* _Material_
>>>
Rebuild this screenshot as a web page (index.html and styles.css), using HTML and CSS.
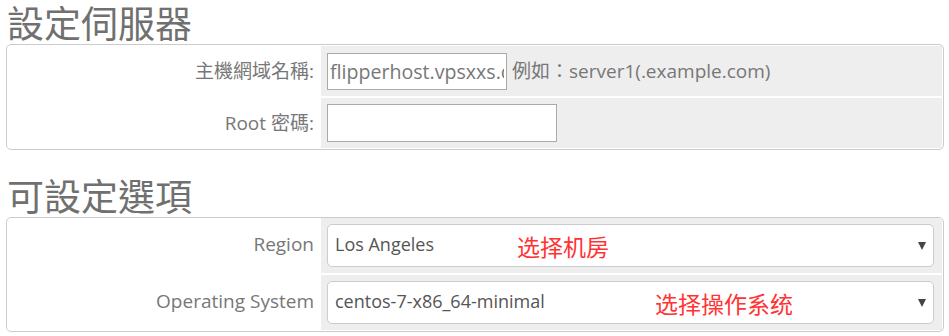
FILE: index.html
```html
<!DOCTYPE html>
<html lang="zh-Hant">
<head>
    <meta charset="UTF-8">
    <meta name="viewport" content="width=device-width, initial-scale=1.0">
    <title>設定伺服器</title>
    <link rel="stylesheet" href="styles.css">
</head>
<body>
    <h2 class="section-title">設定伺服器</h2>
    <div class="form-box">
        <div class="form-label">主機網域名稱:</div>
        <div class="form-field">
            <input class="text-input short" type="text" value="flipperhost.vpsxxs.com">
            <span class="hint">例如：server1(.example.com)</span>
        </div>
        <div class="form-label">Root 密碼:</div>
        <div class="form-field">
            <input class="text-input" type="password">
        </div>
    </div>

    <h2 class="section-title second">可設定選項</h2>
    <div class="form-box tall">
        <div class="form-label">Region</div>
        <div class="form-field">
            <div class="select-wrap">
                <select class="select-input">
                    <option>Los Angeles</option>
                </select>
                <span class="note note-region">选择机房</span>
                <span class="arrow"></span>
            </div>
        </div>
        <div class="form-label">Operating System</div>
        <div class="form-field">
            <div class="select-wrap">
                <select class="select-input">
                    <option>centos-7-x86_64-minimal</option>
                </select>
                <span class="note note-os">选择操作系统</span>
                <span class="arrow"></span>
            </div>
        </div>
    </div>
</body>
</html>
```

FILE: styles.css
```css
body {
    margin: 0 5px 0 6px;
    font-family: "Open Sans", "Noto Sans CJK TC", sans-serif;
    color: #777;
    background: #fff;
}
.section-title {
    margin: 0;
    padding-left: 1px;
    font-family: "Noto Sans CJK TC", sans-serif;
    font-size: 37px;
    font-weight: normal;
    line-height: 44px;
    color: #707070;
}
.section-title.second {
    margin-top: 23px;
}
.form-box {
    display: grid;
    grid-template-columns: 312px 1fr;
    grid-auto-rows: 50px;
    column-gap: 1px;
    row-gap: 2px;
    padding: 1px;
    border: 1px solid #ccc;
    border-radius: 5px;
}
.form-box.tall {
    grid-auto-rows: 55px;
    padding-top: 0;
}
.form-label {
    display: flex;
    align-items: center;
    justify-content: flex-end;
    padding: 0 6px 3px 0;
    font-size: 19px;
}
.form-field {
    display: flex;
    align-items: center;
    padding: 0 8px 0 6px;
    background: #eee;
}
.text-input {
    box-sizing: border-box;
    width: 230px;
    height: 38px;
    margin: 0;
    padding: 0 2px;
    border: 1px solid #aaa;
    border-radius: 0;
    background: #fff;
    font-family: "Open Sans", sans-serif;
    font-size: 19.6px;
    color: #777;
    outline: none;
}
.text-input.short {
    width: 180px;
    height: 37px;
}
.hint {
    margin: 0 0 2px 5px;
    font-size: 19px;
    white-space: nowrap;
}
.select-wrap {
    position: relative;
    flex: 1;
}
.select-input {
    box-sizing: border-box;
    width: 100%;
    height: 43px;
    margin: 0;
    padding: 0 0 3px 7px;
    appearance: none;
    -webkit-appearance: none;
    border: 1px solid #ccc;
    border-radius: 5px;
    background: #fff;
    font-family: "Open Sans", sans-serif;
    font-size: 18px;
    color: #555;
    outline: none;
}
.note {
    position: absolute;
    top: 7px;
    font-family: "Noto Sans CJK SC", sans-serif;
    font-size: 23px;
    line-height: 30px;
    color: #f33;
    pointer-events: none;
}
.note-region { left: 190px; }
.note-os { left: 328px; }
.arrow {
    position: absolute;
    top: 18px;
    right: 8px;
    width: 0;
    height: 0;
    border-left: 4px solid transparent;
    border-right: 4px solid transparent;
    border-top: 8px solid #444;
    pointer-events: none;
}
```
<<<
* _Objective_
Report how many lines of the data hold the string "index"; give only the number.

* _Problem solution_
2